### DATA SECTION
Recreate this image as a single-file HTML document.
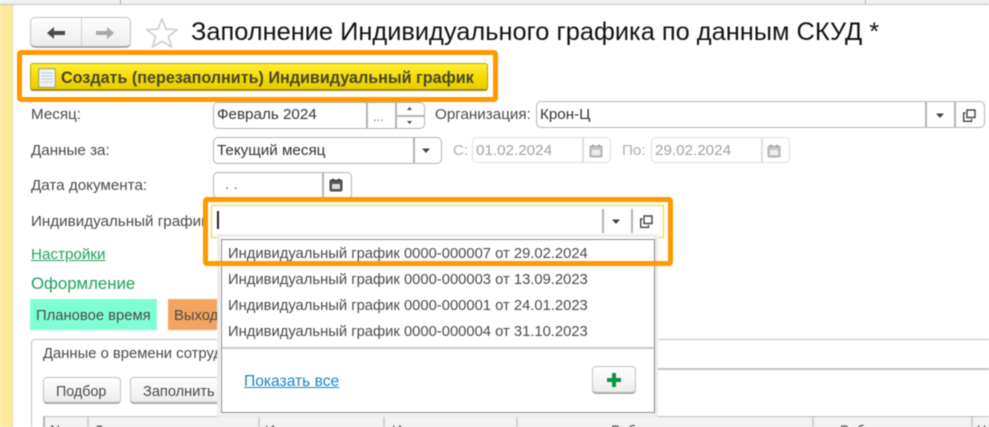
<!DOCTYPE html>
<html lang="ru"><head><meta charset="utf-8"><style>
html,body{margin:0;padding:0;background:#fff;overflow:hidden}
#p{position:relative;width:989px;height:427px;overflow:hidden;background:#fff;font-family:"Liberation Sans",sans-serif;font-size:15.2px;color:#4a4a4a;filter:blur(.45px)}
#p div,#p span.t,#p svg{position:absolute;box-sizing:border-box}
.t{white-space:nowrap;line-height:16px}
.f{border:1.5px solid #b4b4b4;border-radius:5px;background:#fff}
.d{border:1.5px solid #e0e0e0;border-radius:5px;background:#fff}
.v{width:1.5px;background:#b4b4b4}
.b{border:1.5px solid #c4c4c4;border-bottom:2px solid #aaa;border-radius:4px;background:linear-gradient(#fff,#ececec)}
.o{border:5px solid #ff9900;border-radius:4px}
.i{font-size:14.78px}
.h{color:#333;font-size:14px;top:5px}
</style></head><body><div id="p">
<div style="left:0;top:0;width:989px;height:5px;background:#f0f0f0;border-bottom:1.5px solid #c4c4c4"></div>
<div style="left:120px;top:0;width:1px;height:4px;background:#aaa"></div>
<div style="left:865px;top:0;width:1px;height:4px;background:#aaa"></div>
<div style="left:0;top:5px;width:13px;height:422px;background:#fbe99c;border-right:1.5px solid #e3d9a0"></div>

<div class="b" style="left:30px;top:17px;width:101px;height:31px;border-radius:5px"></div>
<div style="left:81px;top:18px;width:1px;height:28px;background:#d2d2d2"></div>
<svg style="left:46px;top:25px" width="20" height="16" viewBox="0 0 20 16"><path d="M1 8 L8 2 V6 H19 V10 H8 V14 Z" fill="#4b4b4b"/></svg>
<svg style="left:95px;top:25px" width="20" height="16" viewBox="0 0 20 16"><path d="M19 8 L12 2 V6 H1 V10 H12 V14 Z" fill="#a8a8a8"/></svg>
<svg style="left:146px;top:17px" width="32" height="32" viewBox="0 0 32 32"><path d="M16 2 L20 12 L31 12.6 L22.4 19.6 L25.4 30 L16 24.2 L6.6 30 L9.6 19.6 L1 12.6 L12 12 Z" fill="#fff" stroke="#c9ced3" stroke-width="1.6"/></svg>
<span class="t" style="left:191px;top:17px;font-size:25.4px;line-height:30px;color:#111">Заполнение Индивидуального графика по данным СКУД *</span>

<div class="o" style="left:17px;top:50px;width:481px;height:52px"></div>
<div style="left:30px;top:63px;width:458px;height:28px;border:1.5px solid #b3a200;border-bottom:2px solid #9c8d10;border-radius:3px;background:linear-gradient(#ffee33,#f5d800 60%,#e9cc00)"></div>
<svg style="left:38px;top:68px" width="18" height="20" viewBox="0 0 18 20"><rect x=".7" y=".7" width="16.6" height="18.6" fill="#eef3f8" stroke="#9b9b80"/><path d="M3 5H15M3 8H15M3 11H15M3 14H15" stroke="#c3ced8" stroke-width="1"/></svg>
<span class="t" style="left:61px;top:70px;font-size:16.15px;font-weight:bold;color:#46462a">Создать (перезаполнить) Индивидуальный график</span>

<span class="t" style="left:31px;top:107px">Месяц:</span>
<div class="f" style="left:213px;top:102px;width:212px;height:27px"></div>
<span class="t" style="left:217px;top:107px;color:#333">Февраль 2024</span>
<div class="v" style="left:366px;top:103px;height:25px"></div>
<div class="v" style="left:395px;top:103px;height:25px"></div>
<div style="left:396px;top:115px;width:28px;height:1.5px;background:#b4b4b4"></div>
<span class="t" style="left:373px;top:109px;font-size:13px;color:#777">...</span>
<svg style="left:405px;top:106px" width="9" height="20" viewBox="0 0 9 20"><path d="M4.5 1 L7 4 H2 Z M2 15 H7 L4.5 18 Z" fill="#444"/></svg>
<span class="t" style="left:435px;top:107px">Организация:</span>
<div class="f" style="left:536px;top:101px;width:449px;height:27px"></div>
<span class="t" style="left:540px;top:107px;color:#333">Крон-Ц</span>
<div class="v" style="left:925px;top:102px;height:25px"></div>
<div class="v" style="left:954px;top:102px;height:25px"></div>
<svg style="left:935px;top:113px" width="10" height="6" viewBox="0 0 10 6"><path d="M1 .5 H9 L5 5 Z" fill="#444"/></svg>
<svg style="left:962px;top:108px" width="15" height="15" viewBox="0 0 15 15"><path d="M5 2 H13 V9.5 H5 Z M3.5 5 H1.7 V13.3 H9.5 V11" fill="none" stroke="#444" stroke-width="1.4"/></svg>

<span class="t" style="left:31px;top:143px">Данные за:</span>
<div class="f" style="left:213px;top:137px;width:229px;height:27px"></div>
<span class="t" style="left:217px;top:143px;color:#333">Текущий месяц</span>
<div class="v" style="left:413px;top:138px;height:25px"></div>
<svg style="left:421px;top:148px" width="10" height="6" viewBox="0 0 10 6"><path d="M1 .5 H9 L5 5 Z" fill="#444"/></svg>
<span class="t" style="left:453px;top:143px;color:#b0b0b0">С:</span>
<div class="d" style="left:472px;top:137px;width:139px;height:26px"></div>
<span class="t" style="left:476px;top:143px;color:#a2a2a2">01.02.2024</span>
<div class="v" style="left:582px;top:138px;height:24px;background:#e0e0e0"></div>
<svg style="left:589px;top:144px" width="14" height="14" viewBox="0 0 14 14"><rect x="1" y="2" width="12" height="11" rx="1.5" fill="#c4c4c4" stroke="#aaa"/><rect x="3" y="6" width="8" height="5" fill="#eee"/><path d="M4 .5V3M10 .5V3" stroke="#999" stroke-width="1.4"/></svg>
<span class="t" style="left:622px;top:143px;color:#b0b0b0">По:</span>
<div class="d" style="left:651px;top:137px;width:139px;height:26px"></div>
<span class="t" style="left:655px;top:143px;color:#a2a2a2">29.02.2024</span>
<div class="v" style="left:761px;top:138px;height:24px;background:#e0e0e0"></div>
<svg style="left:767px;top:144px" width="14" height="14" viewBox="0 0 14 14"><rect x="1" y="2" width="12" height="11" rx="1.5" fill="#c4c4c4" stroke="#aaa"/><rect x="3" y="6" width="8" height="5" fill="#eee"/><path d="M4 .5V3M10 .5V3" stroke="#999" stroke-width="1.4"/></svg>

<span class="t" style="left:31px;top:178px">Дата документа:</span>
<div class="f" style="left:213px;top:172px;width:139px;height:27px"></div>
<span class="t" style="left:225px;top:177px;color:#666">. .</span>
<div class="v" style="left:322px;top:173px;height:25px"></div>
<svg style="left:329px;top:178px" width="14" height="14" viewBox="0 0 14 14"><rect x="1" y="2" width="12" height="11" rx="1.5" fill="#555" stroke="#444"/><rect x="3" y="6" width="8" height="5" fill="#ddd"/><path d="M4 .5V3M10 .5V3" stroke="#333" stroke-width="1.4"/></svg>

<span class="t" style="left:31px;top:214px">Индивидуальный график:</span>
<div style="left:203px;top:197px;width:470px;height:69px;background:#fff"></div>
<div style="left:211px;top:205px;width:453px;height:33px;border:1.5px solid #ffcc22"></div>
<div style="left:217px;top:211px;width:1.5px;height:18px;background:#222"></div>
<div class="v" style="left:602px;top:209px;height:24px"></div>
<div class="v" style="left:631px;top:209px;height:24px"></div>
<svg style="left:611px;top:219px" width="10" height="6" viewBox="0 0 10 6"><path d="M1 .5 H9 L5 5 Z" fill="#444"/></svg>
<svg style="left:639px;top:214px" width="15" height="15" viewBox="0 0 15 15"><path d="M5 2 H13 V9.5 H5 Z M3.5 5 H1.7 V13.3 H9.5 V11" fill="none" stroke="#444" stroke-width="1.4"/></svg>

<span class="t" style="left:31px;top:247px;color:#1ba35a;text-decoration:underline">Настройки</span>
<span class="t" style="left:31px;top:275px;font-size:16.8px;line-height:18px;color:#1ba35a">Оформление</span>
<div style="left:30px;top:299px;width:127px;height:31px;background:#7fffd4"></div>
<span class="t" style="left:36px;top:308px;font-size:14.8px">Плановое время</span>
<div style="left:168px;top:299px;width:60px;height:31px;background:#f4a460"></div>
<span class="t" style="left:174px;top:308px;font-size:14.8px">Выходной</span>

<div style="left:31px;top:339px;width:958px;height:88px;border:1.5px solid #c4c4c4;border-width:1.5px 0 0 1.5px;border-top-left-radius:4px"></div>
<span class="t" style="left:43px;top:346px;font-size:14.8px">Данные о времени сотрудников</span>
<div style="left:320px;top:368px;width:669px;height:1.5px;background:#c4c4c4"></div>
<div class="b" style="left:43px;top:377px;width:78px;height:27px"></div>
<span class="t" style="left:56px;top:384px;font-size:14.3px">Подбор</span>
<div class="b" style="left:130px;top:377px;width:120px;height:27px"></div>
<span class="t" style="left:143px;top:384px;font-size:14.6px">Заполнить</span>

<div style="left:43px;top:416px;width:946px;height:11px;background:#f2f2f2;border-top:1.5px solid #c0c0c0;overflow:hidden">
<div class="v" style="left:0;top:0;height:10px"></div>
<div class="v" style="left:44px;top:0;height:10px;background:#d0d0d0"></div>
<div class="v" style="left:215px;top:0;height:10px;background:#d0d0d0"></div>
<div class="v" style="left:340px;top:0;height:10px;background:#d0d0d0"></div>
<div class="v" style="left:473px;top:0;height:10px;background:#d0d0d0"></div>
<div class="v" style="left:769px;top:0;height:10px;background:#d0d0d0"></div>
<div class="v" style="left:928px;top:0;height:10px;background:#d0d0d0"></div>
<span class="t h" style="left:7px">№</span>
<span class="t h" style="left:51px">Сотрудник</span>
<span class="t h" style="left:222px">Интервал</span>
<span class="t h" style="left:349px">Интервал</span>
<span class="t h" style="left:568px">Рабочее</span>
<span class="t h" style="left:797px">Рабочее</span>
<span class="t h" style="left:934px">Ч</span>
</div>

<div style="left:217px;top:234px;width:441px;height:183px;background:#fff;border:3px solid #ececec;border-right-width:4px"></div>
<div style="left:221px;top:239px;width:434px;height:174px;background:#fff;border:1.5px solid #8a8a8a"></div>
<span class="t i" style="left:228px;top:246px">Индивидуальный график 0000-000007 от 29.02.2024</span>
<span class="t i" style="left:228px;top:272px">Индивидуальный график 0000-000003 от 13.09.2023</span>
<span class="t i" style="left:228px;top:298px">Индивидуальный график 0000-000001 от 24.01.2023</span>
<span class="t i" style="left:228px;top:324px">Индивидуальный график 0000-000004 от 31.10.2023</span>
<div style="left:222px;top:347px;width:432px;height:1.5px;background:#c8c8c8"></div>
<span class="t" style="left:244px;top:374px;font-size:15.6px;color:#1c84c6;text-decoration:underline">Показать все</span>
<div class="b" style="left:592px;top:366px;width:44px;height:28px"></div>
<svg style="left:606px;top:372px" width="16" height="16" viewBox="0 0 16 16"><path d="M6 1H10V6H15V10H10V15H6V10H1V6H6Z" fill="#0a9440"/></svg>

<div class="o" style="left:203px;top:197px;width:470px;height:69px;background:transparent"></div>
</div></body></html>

### WHAT IS NEEDED
Write out again, exactly, the lines from the start of the listing up to the line containing "данным СКУД *</span>", with both ends and without pictures.

### REPLY TO THE EXERCISE
Recreate this image as a single-file HTML document.
<!DOCTYPE html>
<html lang="ru"><head><meta charset="utf-8"><style>
html,body{margin:0;padding:0;background:#fff;overflow:hidden}
#p{position:relative;width:989px;height:427px;overflow:hidden;background:#fff;font-family:"Liberation Sans",sans-serif;font-size:15.2px;color:#4a4a4a;filter:blur(.45px)}
#p div,#p span.t,#p svg{position:absolute;box-sizing:border-box}
.t{white-space:nowrap;line-height:16px}
.f{border:1.5px solid #b4b4b4;border-radius:5px;background:#fff}
.d{border:1.5px solid #e0e0e0;border-radius:5px;background:#fff}
.v{width:1.5px;background:#b4b4b4}
.b{border:1.5px solid #c4c4c4;border-bottom:2px solid #aaa;border-radius:4px;background:linear-gradient(#fff,#ececec)}
.o{border:5px solid #ff9900;border-radius:4px}
.i{font-size:14.78px}
.h{color:#333;font-size:14px;top:5px}
</style></head><body><div id="p">
<div style="left:0;top:0;width:989px;height:5px;background:#f0f0f0;border-bottom:1.5px solid #c4c4c4"></div>
<div style="left:120px;top:0;width:1px;height:4px;background:#aaa"></div>
<div style="left:865px;top:0;width:1px;height:4px;background:#aaa"></div>
<div style="left:0;top:5px;width:13px;height:422px;background:#fbe99c;border-right:1.5px solid #e3d9a0"></div>

<div class="b" style="left:30px;top:17px;width:101px;height:31px;border-radius:5px"></div>
<div style="left:81px;top:18px;width:1px;height:28px;background:#d2d2d2"></div>
<svg style="left:46px;top:25px" width="20" height="16" viewBox="0 0 20 16"><path d="M1 8 L8 2 V6 H19 V10 H8 V14 Z" fill="#4b4b4b"/></svg>
<svg style="left:95px;top:25px" width="20" height="16" viewBox="0 0 20 16"><path d="M19 8 L12 2 V6 H1 V10 H12 V14 Z" fill="#a8a8a8"/></svg>
<svg style="left:146px;top:17px" width="32" height="32" viewBox="0 0 32 32"><path d="M16 2 L20 12 L31 12.6 L22.4 19.6 L25.4 30 L16 24.2 L6.6 30 L9.6 19.6 L1 12.6 L12 12 Z" fill="#fff" stroke="#c9ced3" stroke-width="1.6"/></svg>
<span class="t" style="left:191px;top:17px;font-size:25.4px;line-height:30px;color:#111">Заполнение Индивидуального графика по данным СКУД *</span>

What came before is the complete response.